We don’t usually think of insects as wildlife and much of the effort to save habitat focuses on larger animals, such as saving polar bears (and they do need saving). But those animals (including human beings) depend on the smaller creatures below them in the food chain, and that’s where your garden comes in.

“If you want to accomplish something that is relatively easy and educational,” writes Lamp’l, “consider certifying your yard, community garden, or school garden with a wildlife-habitat designation.” The certification for most programs is fairly simple, requiring you to “provide appropriate food sources, adequate water, shelter, a place to raise young, and a garden with sustainability in mind.”

You might consider, for example, designating you garden as a waystation for monarch butterflies. These butterflies migrate annually from the U.S. and Canada to Mexico and California, but their habitat is being lost to development, and by planting a few milkweeds, you can help this species make the journey every year.

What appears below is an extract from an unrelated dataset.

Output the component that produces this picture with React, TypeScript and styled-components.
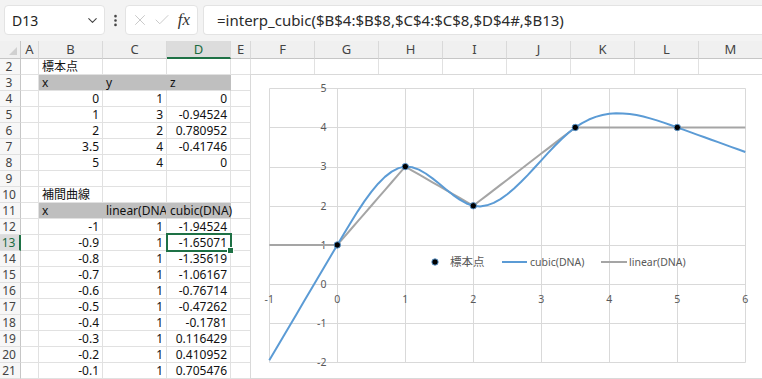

Doug Tallamy notes that “90 percent of native insects consume only the leaves of native plants.” For most gardeners this means growing more plants native to their area. To find out more about how to do that, Joe lists the Web site of the National Wildlife Federation. Be sure to also check out Doug Tallamy’s site where you can click on your region and explore plants native to that area.

In a time of morale-crushing environmental catastrophes, it’s hard to know how to make a difference. If you’re fortunate enough to have a back yard, or front yard, or even a hell strip, why not turn it into a wildlife habitat and help save the world, or at least your little slice of it?